No, la presencia de Dios no es algo liviano. “Señor, perdóname…”
le rogaba yo en mi oración, con los ojos húmedos y un dolor en mi
pecho. No le estaba reclamando un perdón del que me sintiera digno, no
le estaba ordenando que acudiera a mí con prisa, como si él necesitara
de mí. Estaba rogándole, estaba suplicándole que si aún podía y quería
hacerlo, me perdonara. Yo sabía en ese momento, que en base a mis
acciones de toda la vida; mi lugar perfecto era el infierno. No tenía
duda alguna, tenía la palabra “infierno” escrita en mi frente.
Desde niño había asistido a la iglesia, en mi juventud toque la
guitarra, cante y hable en frente de toda la congregación y uno piensa
que por eso ya se merece el título de cristiano, pero si lo que tienes
adentro no ha cambiado; si tus deseos, tu carácter, tus hábitos, tus
costumbres y actitudes te siguen llevando al pecado, tu ser no ha sido
cambiado y el título de “Infierno” está escrito en tu frente.
Rm. 2, 5 Más por tu dureza, y tu corazón no arrepentido, atesoras ira
para ti mismo, para el día de la ira y de la manifestación del justo
juicio de Dios.
El arrepentimiento no es una decisión instantánea o un estado mental;
el arrepentimiento son acciones que te conducen a un camino totalmente
opuesto al que llevabas. No podemos llamarnos cristianos y creer
ingenuamente que viviendo una vida cristiana mediocre seremos salvos.
Sin un verdadero arrepentimiento no hay salvación. ¿Tu vida es
diferente? ¿Tu camino te está llevando a parecerte más a Cristo? ¿Has
logrado erradicar de tu vida los puntos de pecado más fuertes? ¿Amas a
Dios con todo tu corazón? ¿Amas leer su palabra y orar todos los días?
¿Amas hablarle de Dios a tus amigos y compañeros de la escuela? ¿Es Dios
una perla de gran precio para ti? ¿Has sacrificado todo aquello que te
da placer para agradar a Dios?

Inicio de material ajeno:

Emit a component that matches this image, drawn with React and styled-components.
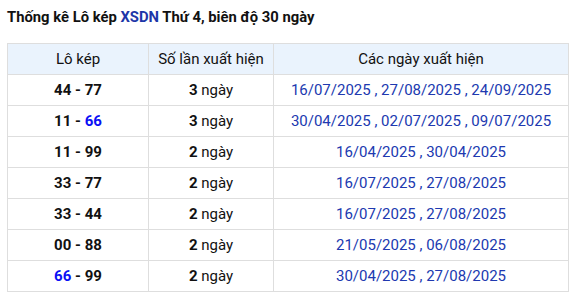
import React from "react";
import styled, { createGlobalStyle } from "styled-components";

const Global = createGlobalStyle`
  html, body { margin: 0; padding: 0; background: #fff; }
  body { font-family: Roboto, "Liberation Sans", Arial, sans-serif; color: #111; }
`;

const Page = styled.div`
  padding: 7px 7px 0 7px;
`;

const Title = styled.h2`
  margin: 0;
  font-size: 14.8px;
  line-height: 20px;
  font-weight: 700;
  color: #111;
`;

const Accent = styled.span`
  color: #1d36a8;
`;

const Table = styled.table`
  margin-top: 16px;
  width: 561px;
  border-collapse: collapse;
  font-size: 15px;
  table-layout: fixed;
`;

const Th = styled.th`
  background: #eaf3fd;
  font-weight: 400;
  height: 30px;
  border: 1px solid #dedede;
  text-align: center;
  padding: 0;
  color: #111;
`;

const Td = styled.td`
  height: 30px;
  border: 1px solid #dedede;
  text-align: center;
  padding: 0;
  color: ${(p) => (p.$dates ? "#2039b0" : "#111")};
  font-weight: ${(p) => (p.$bold ? 700 : 400)};
`;

const Hi = styled.span`
  color: ${(p) => (p.$hot ? "#0a10f5" : "inherit")};
`;

const rows = [
  ["44", "77", 3, "16/07/2025 , 27/08/2025 , 24/09/2025"],
  ["11", "66", 3, "30/04/2025 , 02/07/2025 , 09/07/2025"],
  ["11", "99", 2, "16/04/2025 , 30/04/2025"],
  ["33", "77", 2, "16/07/2025 , 27/08/2025"],
  ["33", "44", 2, "16/07/2025 , 27/08/2025"],
  ["00", "88", 2, "21/05/2025 , 06/08/2025"],
  ["66", "99", 2, "30/04/2025 , 27/08/2025"],
];

export default function App() {
  return (
    <Page>
      <Global />
      <Title>
        Thống kê Lô kép <Accent>XSDN</Accent> Thứ 4, biên độ 30 ngày
      </Title>
      <Table>
        <colgroup>
          <col style={{ width: 141 }} />
          <col style={{ width: 125 }} />
          <col style={{ width: 295 }} />
        </colgroup>
        <thead>
          <tr>
            <Th>Lô kép</Th>
            <Th>Số lần xuất hiện</Th>
            <Th>Các ngày xuất hiện</Th>
          </tr>
        </thead>
        <tbody>
          {rows.map(([a, b, n, d], i) => (
            <tr key={i}>
              <Td $bold>
                <Hi $hot={a === "66"}>{a}</Hi> - <Hi $hot={b === "66"}>{b}</Hi>
              </Td>
              <Td>
                <b>{n}</b> ngày
              </Td>
              <Td $dates>{d}</Td>
            </tr>
          ))}
        </tbody>
      </Table>
    </Page>
  );
}
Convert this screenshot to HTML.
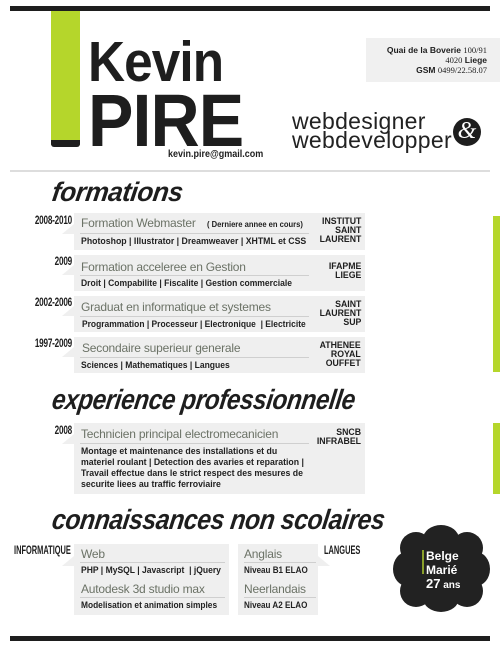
<!DOCTYPE html>
<html><head><meta charset="utf-8"><style>
*{margin:0;padding:0;box-sizing:border-box}
body{width:500px;height:647px;background:#fff;position:relative;overflow:hidden;font-family:"Liberation Sans",sans-serif;color:#1e1e1e}
div{white-space:nowrap}
.a{position:absolute}
.box{position:absolute;background:#efefef}
.tt{position:absolute;left:7px;font-size:12px;color:#6b7266;letter-spacing:-0.2px}
.ln{position:absolute;left:6px;height:1px;background:#cfcfcf}
.sub{position:absolute;left:7px;font-size:9.5px;font-weight:bold;color:#222;transform:scaleX(0.9);transform-origin:left top}
.inst{position:absolute;right:4px;font-size:9.5px;font-weight:bold;text-align:right;line-height:9px;color:#1e1e1e;transform:scaleX(0.92);transform-origin:right top}
.yr{position:absolute;font-size:12px;font-weight:bold;transform:scaleX(0.68);transform-origin:right top;letter-spacing:-0.3px;text-align:right;width:100px}
.h{position:absolute;font-weight:bold;font-style:italic;color:#1e1e1e;letter-spacing:-0.5px;transform-origin:left bottom}
.tri{position:absolute;width:0;height:0;border-top:10px solid transparent;border-right:12px solid #efefef}
.c{position:absolute;background:#222;border-radius:50%}
</style></head><body>
<div class="a" style="left:10px;top:6px;width:480px;height:5px;background:#1e1e1e"></div>
<div class="a" style="left:51px;top:11px;width:29px;height:134px;background:#b5d62b"></div>
<div class="a" style="left:51px;top:140px;width:29px;height:7px;background:#1e1e1e;border-radius:0 0 3px 3px"></div>
<div class="a" style="left:88px;top:34px;font-size:57px;font-weight:bold;letter-spacing:-1px;line-height:57px;transform:scaleX(0.9);transform-origin:left">Kevin</div>
<div class="a" style="left:88px;top:84px;font-size:74px;font-weight:bold;letter-spacing:-1px;line-height:74px;transform:scaleX(0.92);transform-origin:left">PIRE</div>
<div class="a" style="left:168px;top:149px;font-size:10px;font-weight:bold;transform:scaleX(0.9);transform-origin:left">kevin.pire@gmail.com</div>
<div class="a" style="left:366px;top:38px;width:134px;height:44px;background:#f0f0f0"></div>
<div class="a" style="left:366px;top:45px;width:121px;text-align:right;font-size:8.5px;line-height:10px"><b>Quai de la Boverie</b> <span style="font-family:'Liberation Serif'">100/91</span><br><span style="font-family:'Liberation Serif'">4020</span> <b>Liege</b><br><b>GSM</b> <span style="font-family:'Liberation Serif'">0499/22.58.07</span></div>
<div class="a" style="left:292px;top:112px;font-size:23px;line-height:19px;color:#222;letter-spacing:0.3px">webdesigner<br>webdevelopper</div>
<div class="a" style="left:453px;top:118px;width:28px;height:28px;border-radius:50%;background:#1e1e1e;color:#fff;font-family:'Liberation Serif';font-style:italic;font-size:24px;line-height:27px;text-align:center">&amp;</div>
<div class="a" style="left:10px;top:170px;width:480px;height:2px;background:#ddd"></div>

<div class="h" style="left:50px;top:177px;font-size:27px;transform:skewX(-8deg) scaleX(0.97)">formations</div>

<div class="yr" style="left:-28px;top:213px">2008-2010</div>
<div class="tri" style="left:62px;top:224px"></div>
<div class="box" style="left:74px;top:213px;width:291px;height:37px">
<div class="tt" style="top:3px">Formation Webmaster</div>
<div class="a" style="left:133px;top:7px;font-size:8px;font-weight:bold;transform:scaleX(0.95);transform-origin:left">( Derniere annee en cours)</div>
<div class="ln" style="top:20px;width:229px"></div>
<div class="sub" style="top:23px;transform:scaleX(0.92)">Photoshop | Illustrator | Dreamweaver | XHTML et CSS</div>
<div class="inst" style="top:4px">INSTITUT<br>SAINT<br>LAURENT</div></div>

<div class="yr" style="left:-28px;top:254px">2009</div>
<div class="tri" style="left:62px;top:265px"></div>
<div class="box" style="left:74px;top:255px;width:291px;height:36px">
<div class="tt" style="top:5px">Formation acceleree en Gestion</div>
<div class="ln" style="top:20px;width:229px"></div>
<div class="sub" style="top:23px">Droit | Compabilite | Fiscalite | Gestion commerciale</div>
<div class="inst" style="top:7px">IFAPME<br>LIEGE</div></div>

<div class="yr" style="left:-28px;top:295px">2002-2006</div>
<div class="tri" style="left:62px;top:306px"></div>
<div class="box" style="left:74px;top:296px;width:291px;height:36px">
<div class="tt" style="top:4px">Graduat en informatique et systemes</div>
<div class="ln" style="top:20px;width:229px"></div>
<div class="sub" style="top:23px;left:8px;transform:scaleX(0.89)">Programmation | Processeur | Electronique &nbsp;| Electricite</div>
<div class="inst" style="top:4px">SAINT<br>LAURENT<br>SUP</div></div>

<div class="yr" style="left:-28px;top:336px">1997-2009</div>
<div class="tri" style="left:62px;top:347px"></div>
<div class="box" style="left:74px;top:337px;width:291px;height:36px">
<div class="tt" style="top:4px;left:8px">Secondaire superieur generale</div>
<div class="ln" style="top:20px;width:229px"></div>
<div class="sub" style="top:23px">Sciences | Mathematiques | Langues</div>
<div class="inst" style="top:4px">ATHENEE<br>ROYAL<br>OUFFET</div></div>

<div class="a" style="left:493px;top:216px;width:7px;height:156px;background:#b5d62b"></div>
<div class="a" style="left:493px;top:423px;width:7px;height:71px;background:#b5d62b"></div>

<div class="h" style="left:50px;top:384px;font-size:28px;transform:skewX(-8deg) scaleX(0.87)">experience professionnelle</div>
<div class="yr" style="left:-28px;top:423px">2008</div>
<div class="tri" style="left:62px;top:434px"></div>
<div class="box" style="left:74px;top:423px;width:291px;height:71px">
<div class="tt" style="top:4px;left:7px">Technicien principal electromecanicien</div>
<div class="ln" style="top:20px;width:229px"></div>
<div class="sub" style="top:23px;line-height:11px;transform:scaleX(0.92)">Montage et maintenance des installations et du<br>materiel roulant | Detection des avaries et reparation |<br>Travail effectue dans le strict respect des mesures de<br>securite liees au traffic ferroviaire</div>
<div class="inst" style="top:5px">SNCB<br>INFRABEL</div></div>

<div class="h" style="left:50px;top:504px;font-size:28px;transform:skewX(-8deg) scaleX(0.885)">connaissances non scolaires</div>
<div class="a" style="left:14px;top:543px;font-size:12px;font-weight:bold;transform:scaleX(0.62);transform-origin:left">INFORMATIQUE</div>
<div class="tri" style="left:62px;top:556px"></div>
<div class="box" style="left:74px;top:544px;width:155px;height:71px">
<div class="tt" style="top:3px">Web</div>
<div class="ln" style="top:18px;width:145px"></div>
<div class="sub" style="top:21px;transform:scaleX(0.9)">PHP | MySQL | Javascript &nbsp;| jQuery</div>
<div class="tt" style="top:38px">Autodesk 3d studio max</div>
<div class="ln" style="top:53px;width:145px"></div>
<div class="sub" style="top:56px;transform:scaleX(0.88)">Modelisation et animation simples</div></div>
<div class="box" style="left:238px;top:544px;width:80px;height:71px">
<div class="tt" style="top:3px;left:6px">Anglais</div>
<div class="ln" style="top:18px;width:72px"></div>
<div class="sub" style="top:21px;left:6px;transform:scaleX(0.85)">Niveau B1 ELAO</div>
<div class="tt" style="top:38px;left:6px">Neerlandais</div>
<div class="ln" style="top:53px;width:72px"></div>
<div class="sub" style="top:56px;left:6px;transform:scaleX(0.85)">Niveau A2 ELAO</div></div>
<div class="a" style="left:318px;top:556px;width:0;height:0;border-top:10px solid transparent;border-left:12px solid #efefef"></div>
<div class="a" style="left:324px;top:543px;font-size:12px;font-weight:bold;transform:scaleX(0.62);transform-origin:left">LANGUES</div>

<div class="c" style="left:402px;top:532px;width:80px;height:74px"></div>
<div class="c" style="left:423px;top:525px;width:36px;height:28px"></div>
<div class="c" style="left:423px;top:584px;width:36px;height:28px"></div>
<div class="c" style="left:393px;top:552px;width:28px;height:34px"></div>
<div class="c" style="left:462px;top:552px;width:28px;height:34px"></div>
<div class="c" style="left:400px;top:532px;width:32px;height:32px"></div>
<div class="c" style="left:451px;top:532px;width:32px;height:32px"></div>
<div class="c" style="left:400px;top:575px;width:32px;height:32px"></div>
<div class="c" style="left:451px;top:575px;width:32px;height:32px"></div>
<div class="a" style="left:422px;top:550px;width:2px;height:24px;background:#8aa02a"></div>
<div class="a" style="left:426px;top:549px;color:#fff;font-weight:bold;font-size:12px;line-height:14px">Belge<br>Marié<br><span style="font-size:13px">27</span><span style="font-size:10px"> ans</span></div>

<div class="a" style="left:10px;top:636px;width:480px;height:5px;background:#1e1e1e"></div>
</body></html>
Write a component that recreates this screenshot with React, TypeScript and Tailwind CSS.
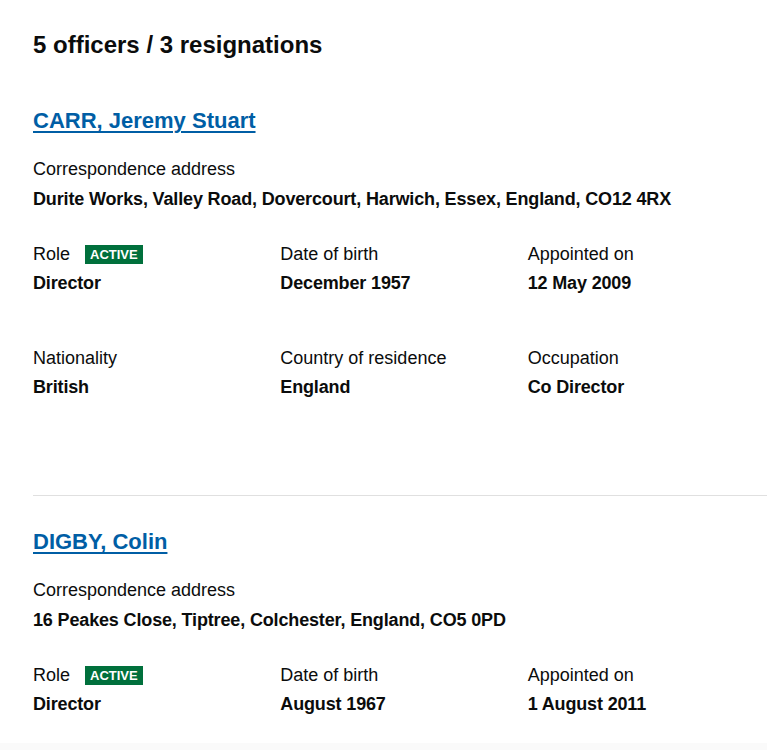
import React from "react";

type Officer = {
  name: string;
  address: string;
  role: string;
  dob: string;
  appointed: string;
  nationality?: string;
  residence?: string;
  occupation?: string;
};

const officers: Officer[] = [
  {
    name: "CARR, Jeremy Stuart",
    address: "Durite Works, Valley Road, Dovercourt, Harwich, Essex, England, CO12 4RX",
    role: "Director",
    dob: "December 1957",
    appointed: "12 May 2009",
    nationality: "British",
    residence: "England",
    occupation: "Co Director",
  },
  {
    name: "DIGBY, Colin",
    address: "16 Peakes Close, Tiptree, Colchester, England, CO5 0PD",
    role: "Director",
    dob: "August 1967",
    appointed: "1 August 2011",
  },
];

function Field({ label, value, badge }: { label: string; value: string; badge?: boolean }) {
  return (
    <div>
      <div className="flex items-center gap-[15px] leading-[25px]">
        <span>{label}</span>
        {badge && (
          <span className="bg-[#00703c] text-white font-bold text-[13px] leading-[19px] px-[5px]">
            ACTIVE
          </span>
        )}
      </div>
      <div className="mt-[4px] font-bold leading-[25px] tracking-[-0.15px]">{value}</div>
    </div>
  );
}

function OfficerBlock({ o }: { o: Officer }) {
  return (
    <div>
      <a href="#" className="block w-fit text-[22px] leading-[30px] font-bold text-[#005ea5] underline decoration-2 underline-offset-[3px]">
        {o.name}
      </a>
      <div className="mt-[21px] leading-[25px]">Correspondence address</div>
      <div className="mt-[5px] font-bold leading-[25px] tracking-[-0.15px]">{o.address}</div>
      <div className="mt-[30px] grid grid-cols-3">
        <Field label="Role" value={o.role} badge />
        <Field label="Date of birth" value={o.dob} />
        <Field label="Appointed on" value={o.appointed} />
      </div>
      {o.nationality && (
        <div className="mt-[50px] grid grid-cols-3">
          <Field label="Nationality" value={o.nationality} />
          <Field label="Country of residence" value={o.residence || ""} />
          <Field label="Occupation" value={o.occupation || ""} />
        </div>
      )}
    </div>
  );
}

export default function App() {
  return (
    <div className="w-[767px] h-[750px] overflow-hidden bg-white text-[#0b0c0c] text-[18px]" style={{ fontFamily: '"Liberation Sans", Arial, sans-serif' }}>
      <div className="w-[742px] ml-[33px] pt-[30px]">
        <h2 className="text-[24px] leading-[30px] font-bold">5 officers / 3 resignations</h2>
        <div className="mt-[46px]">
          <OfficerBlock o={officers[0]} />
        </div>
        <hr className="mt-[95px] border-0 border-t border-[#e0e0e0]" />
        <div className="mt-[31px]">
          <OfficerBlock o={officers[1]} />
        </div>
      </div>
      <div className="mt-[26px] h-[40px] bg-[#fafafa]" />
    </div>
  );
}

Si nuestra respuesta a una o más
de estas preguntas es “no”, tenemos que examinarnos en la palabra de
Dios y pensar en la posibilidad de que no hemos experimentado un
arrepentimiento genuino.
La ira de temible de Dios está clamando por acabar y por destruir a
todos los pecadores e impíos. Si Dios no restringiera su ira,
ciertamente nos destruiría en un instante, aterradora, ardiente; pero
justa. Clamemos a Dios por salvación, aferrémonos al arrepentimiento,
volvámonos a Dios que es amplio en perdonar. No vacilemos, esto no es un
juego. Es cuestión de vida o muerte. ¿Tu nombre está escrito en el libro de la vida?
Señor, tu eres justo. Si en este momento decidieras arrojarme al lago
de fuego, tal acción sería una comprobación de tu justicia y al hacerlos
todos los ángeles del cielo clamarían: “Santo, santo, santo; Yahveh de los ejércitos es Dios justo.” Pero… Señor, ¡Sálvame! No quiero
ir al infierno, quiero una vida eterna contigo; en tu presencia, no me
deseches. Tú seguirías siendo justo, porque tu santo Hijo Jesús
pago mi deuda en la cruz y yo sé que lo hizo por mí. Yo sé que ese
castigo que merezco en este mismo momento por mi pecado, él ya lo sufrió
y lo pago con su vida y su sufrimiento. Yo creo que el resucito
con poder y que está sentado a tu diestra, creo en Jesús; perdóname y
sálvame. Desde este día te entrego mi vida completa y sin guardar nada
en mi corazón; todo es tuyo, todo lo que soy, todos mis deseos y mis
pensamientos. Toma el control de todo, haz morir mi ser y vive tú en mí.